Alternative to Query for Many-to-Many Relationships

Hi All –

I have big performance issues and trying to optimize my Relations in Glide Tables.

I have a Query field in a bigger table that holds a list of jobs that acts a relationship with all of those jobs’ associated equipment in a smaller table. I wanted to either eliminate the Query field or put the field in the smaller table.

The problem is that it is a many-to-many relationship. One job can have many pieces of equipment, and one piece of equipment can be associated to many jobs. So the “is included in” feature of the Query seems necessary.

In a many-to-many relationship is there any way to replace a Query field with a normal Relation field? Can’t seem to figure it out.

Thank you!

You could use a link table with something like the following:

  • JobID
  • EquipmentID

Then add one row per job, per equipment piece.

3 Likes

I think this would work but unsure how it could be sustainably maintained.

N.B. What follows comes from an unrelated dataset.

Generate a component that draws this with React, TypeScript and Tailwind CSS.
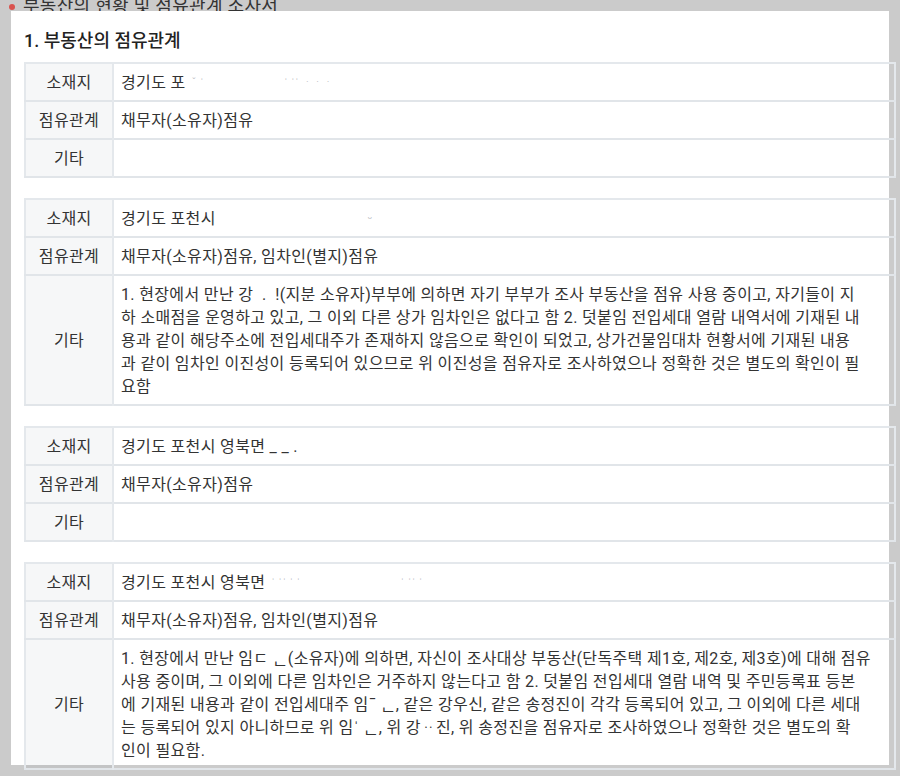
import React from "react";

type Row = { label: string; content: React.ReactNode };

const font = "font-['Roboto','Noto_Sans_CJK_KR',sans-serif]";

function Faint({ children, className = "" }: { children: React.ReactNode; className?: string }) {
  return <span className={`text-[#b9bcbf] text-[11px] align-top ${className}`}>{children}</span>;
}

function Lines({ lines }: { lines: React.ReactNode[] }) {
  return (
    <>
      {lines.map((line, i) => (
        <span key={i} className="block whitespace-nowrap">
          {line}
        </span>
      ))}
    </>
  );
}

const tables: Row[][] = [
  [
    {
      label: "소재지",
      content: (
        <>
          경기도 포<Faint className="ml-[6px]">ˇ ˈ</Faint>
          <Faint className="ml-[80px]">ˈ ˈˈ ᆞᆞᆞ</Faint>
        </>
      ),
    },
    { label: "점유관계", content: "채무자(소유자)점유" },
    { label: "기타", content: "" },
  ],
  [
    {
      label: "소재지",
      content: (
        <>
          경기도 포천시<Faint className="ml-[152px] text-[#555]">ᵕ</Faint>
        </>
      ),
    },
    { label: "점유관계", content: "채무자(소유자)점유, 임차인(별지)점유" },
    {
      label: "기타",
      content: (
        <Lines
          lines={[
            "1. 현장에서 만난 강 \u00a0. \u00a0!(지분 소유자)부부에 의하면 자기 부부가 조사 부동산을 점유 사용 중이고, 자기들이 지",
            "하 소매점을 운영하고 있고, 그 이외 다른 상가 임차인은 없다고 함 2. 덧붙임 전입세대 열람 내역서에 기재된 내",
            "용과 같이 해당주소에 전입세대주가 존재하지 않음으로 확인이 되었고, 상가건물임대차 현황서에 기재된 내용",
            "과 같이 임차인 이진성이 등록되어 있으므로 위 이진성을 점유자로 조사하였으나 정확한 것은 별도의 확인이 필",
            "요함",
          ]}
        />
      ),
    },
  ],
  [
    { label: "소재지", content: "경기도 포천시 영북면 _ _ ." },
    { label: "점유관계", content: "채무자(소유자)점유" },
    { label: "기타", content: "" },
  ],
  [
    {
      label: "소재지",
      content: (
        <>
          경기도 포천시 영북면<Faint className="ml-[6px]">ˈ ˈˈ ˈ ˈ</Faint>
          <Faint className="ml-[100px]">ˈ ˈˈ ˈ</Faint>
        </>
      ),
    },
    { label: "점유관계", content: "채무자(소유자)점유, 임차인(별지)점유" },
    {
      label: "기타",
      content: (
        <Lines
          lines={[
            "1. 현장에서 만난 임ㄷ ᆫ(소유자)에 의하면, 자신이 조사대상 부동산(단독주택 제1호, 제2호, 제3호)에 대해 점유",
            "사용 중이며, 그 이외에 다른 임차인은 거주하지 않는다고 함 2. 덧붙임 전입세대 열람 내역 및 주민등록표 등본",
            "에 기재된 내용과 같이 전입세대주 임ˉ ᆫ, 같은 강우신, 같은 송정진이 각각 등록되어 있고, 그 이외에 다른 세대",
            "는 등록되어 있지 아니하므로 위 임ˈ ᆫ, 위 강ᆢ진, 위 송정진을 점유자로 조사하였으나 정확한 것은 별도의 확",
            "인이 필요함.",
          ]}
        />
      ),
    },
  ],
];

export default function App() {
  return (
    <div className={`h-[776px] overflow-hidden bg-[#cbcbcb] text-[#333] ${font}`}>
      {/* 잘린 상단 제목 */}
      <div className="h-[11px] overflow-hidden">
        <div className="mt-[-7px] flex items-center pl-[9px] text-[18px] leading-[26px] tracking-[0.3px] text-[#333]">
          <span className="mr-[8px] mt-[2px] h-[6px] w-[6px] rounded-full bg-[#d9534f]" />
          부동산의 현황 및 점유관계 조사서
        </div>
      </div>

      <div className="ml-[11px] h-[754px] w-[878px] bg-white pl-[13px] pt-[17px]">
        <h2 className="text-[18px] font-medium leading-[26px] text-[#222]">
          1. 부동산의 점유관계
        </h2>

        <div className="mt-[8px] space-y-[20px]">
          {tables.map((rows, t) => (
            <table
              key={t}
              className="w-[872px] table-fixed border-collapse border-2 border-[#e4e8ec] text-[16px] tracking-[0.35px]"
            >
              <colgroup>
                <col className="w-[88px]" />
                <col />
              </colgroup>
              <tbody>
                {rows.map((row) => (
                  <tr key={row.label} className="border-b-2 border-[#e1e5e9]">
                    <th className="border-r-2 border-[#e4e8ec] bg-[rgba(0,30,60,0.035)] py-[6.5px] text-center align-middle font-normal leading-[23px] text-[#333]">
                      {row.label}
                    </th>
                    <td className="py-[6.5px] pl-[7px] pr-[8px] text-left leading-[23px] text-[#333]">
                      {row.content}
                    </td>
                  </tr>
                ))}
              </tbody>
            </table>
          ))}
        </div>
      </div>
    </div>
  );
}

Equipment associated to jobs sometimes changes and vice versa – add, delete and modify actions would be needed to maintain the association table which might be a bit resource heavy as the delete actions I think could only be done via webhooks.

You can delete multiple rows via a query/relation, as long as it’s not a big table.
If it’s a big table, you could offload the delete to a server-side workflow, and either use the API or a workflow loop.

1 Like

What I’ve done is build the Query in the smaller table. Then add a lookup column to get a list of Row IDs from the query. Then I finally add a Relation in the bigger table linking the Row ID to the Lookup column in the smaller table.

This helped me a lot with performance.

I do have a question though. How is equipment defined in your jobs table? Is it a comma delimited list? I’m curious why you need to use ‘Is Included In’. If you have a comma delimited list of equipment, then you can split that into an array and use a regular Relation. It sounds to me like you may not need to use a Query.

2 Likes

I never thought of the array solution. The equipment identifiers are indeed comma delimited, so that could indeed work. Will try it out today!

1 Like

I do the something similar. I create a query and then create a joined list of Row IDs for this query which I use in future ‘other’ queries to scope them down. In my case I have a hierarchical relationship where I need to roll up the results of the ‘child’ query to the ‘parent’ to the "grandparent’ etc. The benefit is consistency as well as performance.

Not sure if this helps in your queries/use case.

2 Likes

For my use case, I have a table of lessons (let’s say 10k rows). Then I have a table of billing periods with a start and end date (maybe 100 rows or less). When Query became a thing, it made it possible to use the query to determine which billing period each lesson belonged to because I could use a date range in the query. However, query is much slower than a relation, and doing a query 10k times just killed the app. By moving the query to the smaller table it only needs to run that query 100 times instead of 10k times, and I was able to create a lookup of all lesson row IDs which I could then use to create a relation from the big table to the small table.

4 Likes

I use this technique for most/all many-to-many relationships (got this from either you or @Darren_Murphy) and it is awesome. Use it with “Is Included In” to boot. :slight_smile: (In my use case these relationships are not changed often so the seed/set-up time is when the ‘heavy’ lifting is usually encountered).

2 Likes

Using the array method worked – thank you!